被災地と被災経験地からの⼯芸作品展⽰
渋谷にある不思議なかたちのビル。ミキプルーンで有名な、三基商事株式会社のビルだったところです(現在会社自体は移転)。
設計は、以前ここのブログでも紹介した「川久ミュージアム(ホテル川久)」と同じ、永田祐三。この不思議な形のモチーフは、メキシコ・ユカタン州にあるマヤ文明の遺跡ウシュマルだそうです。このビルの中に一度入ってみたいと思っていたら「⽇本⼯芸週間2024」の展示が行われていました。
展示のテーマは「被災地と被災経験地からの⼯芸作品展⽰」ということで、現在も大変な状況にある能登地方の工芸品と、過去に被害のあったいくつかの地域の作品が展示されていました。
こちらは能登です。能登といえば輪島の輪島塗が有名ですが、輪島は1月1日の震災時に火災が発生したために甚大な被害を受けたことはニュースでも大きく報道されました。今も復興はなかなか進んでいません。つい先日も豪雨による水害で、さらなる大きな被害を受けてしまいました。
能登の人々にとって輪島塗はとても身近な日常の漆器であり、昔から住んでいる人の家には、輪島塗の御膳が何十客もあるそうです。お祝い事やお祭りの時には、この御膳を出してきて、親戚や友人たちを招いてご馳走を振る舞う風習があります。何百年も昔の漆器を今も大事に使い続けている家もあるそうです。
そんな大切な御膳も、震災によって家屋が全壊してしまい、取り出せなくなってしまったり、壊れてしまったり。手放さざるを得なくなった家がたくさんあるとのこと。
能登町にある発酵食とイタリアンの宿を営む「ふらっと」のベンジャミン・フラットさん、船下智香子さんご夫妻が、その輪島塗をどうにか救済できないかと立ち上がりました。輪島塗は能登の人たちにとって魂のようなものであり、未来へ繋げていきたい伝統文化です。
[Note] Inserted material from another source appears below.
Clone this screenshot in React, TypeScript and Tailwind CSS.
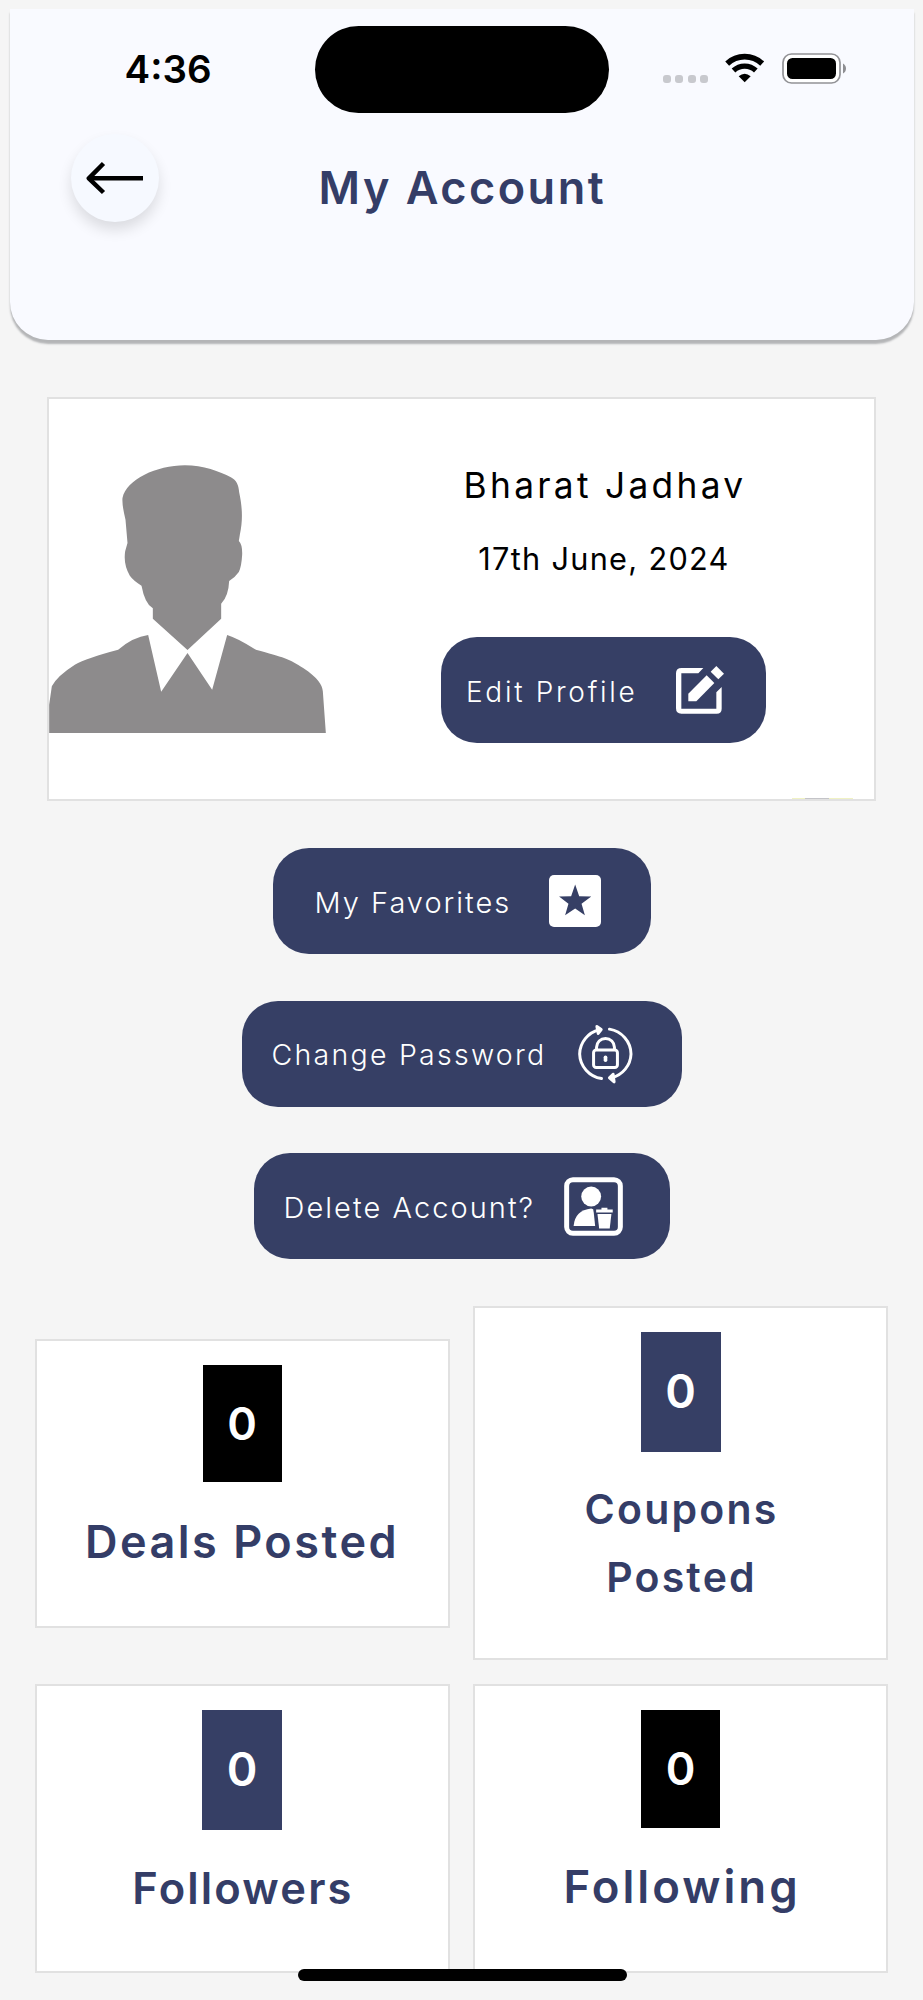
import type { ReactNode } from "react";

function WifiIcon() {
  return (
    <svg viewBox="816 160 120 90" className="w-10 h-[30px]" fill="none" stroke="#000">
      <path d="M822.5 191.7A77 77 0 0 1 927.5 191.7" strokeWidth="17" />
      <path d="M841.5 212.5A49 49 0 0 1 908.5 212.5" strokeWidth="16" />
      <path d="M875 248L857 230Q875 215 893 230Z" fill="#000" stroke="none" />
    </svg>
  );
}

function BatteryIcon() {
  return (
    <svg viewBox="0 0 65 31" className="w-[65px] h-[31px]">
      <rect x="1" y="1" width="57" height="29" rx="8.5" fill="#fff" stroke="#929296" strokeWidth="1.7" />
      <rect x="5" y="5" width="49" height="21" rx="5.5" fill="#000" />
      <path d="M61 10.5C65 12.5 65 18.5 61 20.5Z" fill="#8e8e92" />
    </svg>
  );
}

function ArrowIcon() {
  return (
    <svg viewBox="0 0 58 34" className="w-[58px] h-[34px]" fill="none" stroke="#000" strokeWidth="4.5">
      <path d="M57 17.3H3" />
      <path d="M17.5 2.5L2.8 17.3L17.5 31.5" strokeLinejoin="round" />
    </svg>
  );
}

function AvatarIcon() {
  return (
    <svg viewBox="58 256 830 804" className="w-[277px] h-[268px]" fill="#8d8b8c">
      <path d="M278 355C290 300 380 257 465 257C520 257 570 276 603 293C620 302 626 315 628 338C637 380 640 420 630 465L627 484Q638 495 637 525Q635 560 627 577Q615 594 598 604Q596 650 574 672V717L473 811L369 717V686Q345 672 335 618Q310 602 300 588Q280 555 286 515L293 490L287 420Q276 375 278 355Z" />
      <path d="M58 1060V975L66 920Q80 890 135 855Q170 835 265 810Q310 772 355 766L394 936L473 820L547 930L592 766Q620 774 678 810C760 832 780 838 820 865C865 895 877 915 879 935L888 1060Z" />
    </svg>
  );
}

function EditIcon() {
  return (
    <svg viewBox="768 858 144 144" className="w-12 h-12" fill="#fff">
      <path d="M785 864H850L835 880H784V986H889V937L905 921V986Q905 1001 890 1001H784Q768 1001 768 985V880Q768 864 785 864Z" />
      <path d="M805 941L860 886L883 909L829 964H805Z" />
      <path d="M872 875L889 858L912 881L895 898Z" />
    </svg>
  );
}

function StarIcon() {
  return (
    <svg viewBox="955 136 155 155" className="w-[52px] h-[52px]">
      <rect x="955" y="136" width="155" height="155" rx="15" fill="#fff" />
      <path
        d="M1033 164L1045 199L1081 200L1052 222L1062 256L1033 236L1003 256L1013 222L985 200L1021 199Z"
        fill="#363f65"
      />
    </svg>
  );
}

function PasswordIcon() {
  return (
    <svg
      viewBox="1044 581 166 180"
      className="w-[55px] h-[60px]"
      fill="none"
      stroke="#fff"
      strokeWidth="9"
      strokeLinecap="round"
      strokeLinejoin="round"
    >
      <path d="M1115 745A78 77 0 0 1 1049 671A78 77 0 0 1 1108 598" />
      <path d="M1139 596A78 77 0 0 1 1204 671A78 77 0 0 1 1145 743" />
      <path d="M1101 588L1114 597L1105 609Z" fill="#fff" />
      <path d="M1150 732L1139 743L1153 755Z" fill="#fff" />
      <rect x="1091" y="659" width="72" height="53" rx="8" />
      <path d="M1100 656V651A27 27 0 0 1 1154 651V656" />
      <path d="M1127 681V690" strokeWidth="11" />
    </svg>
  );
}

function DeleteIcon() {
  return (
    <svg viewBox="1000 1040 178 178" className="w-[59px] h-[59px]" fill="#fff">
      <rect x="1008" y="1048" width="162" height="162" rx="19" fill="none" stroke="#fff" strokeWidth="15" />
      <circle cx="1082" cy="1099" r="30" />
      <path d="M1029 1188Q1033 1140 1082 1135L1088 1137L1090 1149L1094 1188Z" />
      <path d="M1097 1138H1113V1133H1131V1138H1147V1147H1097Z" />
      <path d="M1101 1152H1143L1138 1195H1106Z" />
    </svg>
  );
}

interface ActionButtonProps {
  label: string;
  icon: ReactNode;
  className: string;
  textClass: string;
}

function ActionButton({ label, icon, className, textClass }: ActionButtonProps) {
  return (
    <button
      className={`flex h-[106px] items-center rounded-[36px] bg-[#363f65] text-left font-light text-white ${className}`}
    >
      <span className={`shrink-0 whitespace-nowrap ${textClass}`}>{label}</span>
      {icon}
    </button>
  );
}

interface StatCardProps {
  count: number;
  label: string;
  className: string;
  countClass: string;
  labelClass: string;
}

function StatCard({ count, label, className, countClass, labelClass }: StatCardProps) {
  return (
    <div className={`flex w-[415px] flex-col items-center border-2 border-[#e1e1e1] bg-white ${className}`}>
      <div className={`flex shrink-0 items-center justify-center font-semibold text-white ${countClass}`}>{count}</div>
      <div className={`text-center font-semibold text-[#343d67] ${labelClass}`}>{label}</div>
    </div>
  );
}

export default function App() {
  return (
    <div className="relative h-[2000px] w-[923px] overflow-hidden bg-[#f5f5f5] pt-[9px] font-['Inter',sans-serif]">
      <header className="mx-[9.5px] h-[331px] rounded-b-[38px] bg-[#f9faff] shadow-[0_4px_2px_#b4b5b7]">
        <div className="flex h-[104px] pt-[17px]">
          <div className="w-[305px] pt-[10px] pl-[115px] text-[38.5px] leading-[66px] font-semibold">4:36</div>
          <div className="h-[87px] w-[294px] rounded-full bg-black" />
          <div className="ml-[54px] flex gap-[4.6px] pt-[49px]">
            <span className="h-2 w-2 rounded-[3px] bg-[#c8c9ce]" />
            <span className="h-2 w-2 rounded-[3px] bg-[#c8c9ce]" />
            <span className="h-2 w-2 rounded-[3px] bg-[#c8c9ce]" />
            <span className="h-2 w-2 rounded-[3px] bg-[#c8c9ce]" />
          </div>
          <div className="ml-[17px] pt-[27px]">
            <WifiIcon />
          </div>
          <div className="ml-[17px] pt-[27px]">
            <BatteryIcon />
          </div>
        </div>
        <div className="flex pt-[21px] pl-[61.5px]">
          <button className="flex h-[88px] w-[88px] items-center justify-center rounded-full bg-[#f6f9ff] shadow-[0_8px_14px_rgba(0,0,0,0.12)]">
            <ArrowIcon />
          </button>
          <h1 className="mt-[24px] ml-[159.5px] text-[45px] leading-[60px] font-semibold tracking-[2.5px] whitespace-nowrap text-[#343d67]">
            My Account
          </h1>
        </div>
      </header>

      <section className="relative mt-[57px] ml-[47px] flex h-[404px] w-[829px] border-2 border-[#e1e1e1] bg-white">
        <div className="w-[277px] shrink-0 pt-[66px]">
          <AvatarIcon />
        </div>
        <div className="ml-[115px] flex w-[325px] flex-col items-center">
          <div className="mt-[67px] pl-[3px] text-[35.3px] leading-[40px] tracking-[3.3px] whitespace-nowrap">
            Bharat Jadhav
          </div>
          <div className="mt-[33px] pl-px text-[30.7px] leading-[40px] tracking-[1.3px] whitespace-nowrap">
            17th June, 2024
          </div>
          <ActionButton
            label="Edit Profile"
            icon={<EditIcon />}
            className="mt-[58px] w-[325px] pl-[25px]"
            textClass="w-[210px] pt-1 text-[28px] tracking-[2.7px]"
          />
        </div>
        <div className="absolute right-[21px] bottom-0 flex h-px w-[61px] justify-center bg-[#f0f2c4]">
          <div className="-ml-3 h-px w-6 bg-[#c4c4c8]" />
        </div>
      </section>

      <div className="mt-[47px] flex flex-col items-center gap-[46.5px]">
        <ActionButton
          label="My Favorites"
          icon={<StarIcon />}
          className="w-[378px] pl-[42px]"
          textClass="w-[234px] pt-[3px] text-[29px] tracking-[2px]"
        />
        <ActionButton
          label="Change Password"
          icon={<PasswordIcon />}
          className="w-[440px] pl-[30px]"
          textClass="w-[306px] pt-[3px] text-[28.5px] tracking-[2.25px]"
        />
        <ActionButton
          label="Delete Account?"
          icon={<DeleteIcon />}
          className="w-[416px] pl-[30px]"
          textClass="w-[280px] pt-[3px] text-[29px] tracking-[2.05px]"
        />
      </div>

      <div className="mt-[47px] ml-[34.5px] grid grid-cols-[415px_415px] items-center gap-x-[23.5px] gap-y-6">
        <StatCard
          count={0}
          label="Deals Posted"
          className="h-[289px]"
          countClass="mt-6 h-[117.5px] w-[79px] bg-black text-[45px]"
          labelClass="mt-[30px] text-[45px] leading-[60px] tracking-[2.5px]"
        />
        <StatCard
          count={0}
          label="Coupons Posted"
          className="h-[354px]"
          countClass="mt-[23.5px] h-[120px] w-[80px] bg-[#363f65] text-[46.5px]"
          labelClass="mt-[23px] w-[220px] pl-0.5 text-[41px] leading-[68px] tracking-[2.2px]"
        />
        <StatCard
          count={0}
          label="Followers"
          className="h-[289px]"
          countClass="mt-[23.5px] h-[120px] w-[80px] bg-[#363f65] text-[46.5px]"
          labelClass="mt-[28.5px] pl-0.5 text-[43.5px] leading-[60px] tracking-[2.15px]"
        />
        <StatCard
          count={0}
          label="Following"
          className="h-[289px]"
          countClass="mt-[23.5px] h-[118px] w-[79px] bg-black text-[45px]"
          labelClass="mt-[29.5px] pl-[3px] text-[45.5px] leading-[60px] tracking-[3px]"
        />
      </div>

      {/* home indicator */}
      <div className="absolute top-[1969px] left-[297.5px] h-3 w-[329px] rounded-full bg-black" />
    </div>
  );
}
夫妻は倒壊した家屋から輪島塗を引き取り、綺麗に洗ってできるだけ元に戻し、必要とする方に届ける、という活動をしています。それらの内容を紹介した展示が行われていました。
上の写真は、そんな中でも傷付いてしまった漆器を、輪島塗の工房「輪島キリモト」さんが直しを施し、さらに美しく蘇らせてより価値の高いものにした「リボーンプロジェクト」作品。長年使われ愛されてきた輪島塗に現代の技術を施しモダンに蘇った、深い物語のある素敵な作品になりました。こちらは販売も行われ、それは輪島塗の職人さんたちの仕事の再建に使われるそうです。輪島キリモトさんも震災で自宅や工房が倒壊し、先日の水害で追い討ちをかけるような被害に遭い、今も大変な状況です。
能登の活動状況などは、以下「ふらっと」さんのHPをご確認ください。ボランティアの募集や寄付の受付も行なっています。
能登イタリアンと発酵食の宿 ふらっと
さて、そのほかにも、過去に被害のあった各地の工芸が展示されていました。上の写真、石のように見えますが、実は和紙!!持ってみるととっても軽いのです。
不思議な質感でちょっと驚きました。佐賀県にある「名尾手すき和紙」だそうです。知りませんでした。世界的な有名ブランド等ともコラボを行なっている和紙工房です。繊細で驚くような美しい質感の和紙が並び、見とれてしまいました。
肥前名尾和紙は300年以上の歴史を持つ伝統的な和紙だそうで、最盛期は100軒くらい工房があったそうですが、現在はなんと1軒のみ。しかも数年前の豪雨災害で大きなダメージに遭ってしまいました。工房も自宅も土砂崩れの被害にあって全壊し、作品も全て埋もれてしまったそうです。しかし、そこからもう一度立ち上がり「和紙とは何か」を改めて問う、新しいインスタレーションに取り組んでいるそうです。とても見応えがありました。
名尾手すき和紙 https://naowashi.com/
展示は残念ながらもう終わってしまったのですが、能登の活動、名尾手すき和紙さんの活動等、ぜひチェックしてみてください。
mtも実は和紙でできてる、と何度もここで書いてますが、mtをきっかけに日本の伝統文化、和紙の世界を少しでも知っていただけたら嬉しいです。
ちなみに、この三木ビル、12月には取り壊されてしまうんだそうです。えー!!ユニークないいビルなのに、もったいないすぎる!!誰かここも救済してくれないかなあ〜。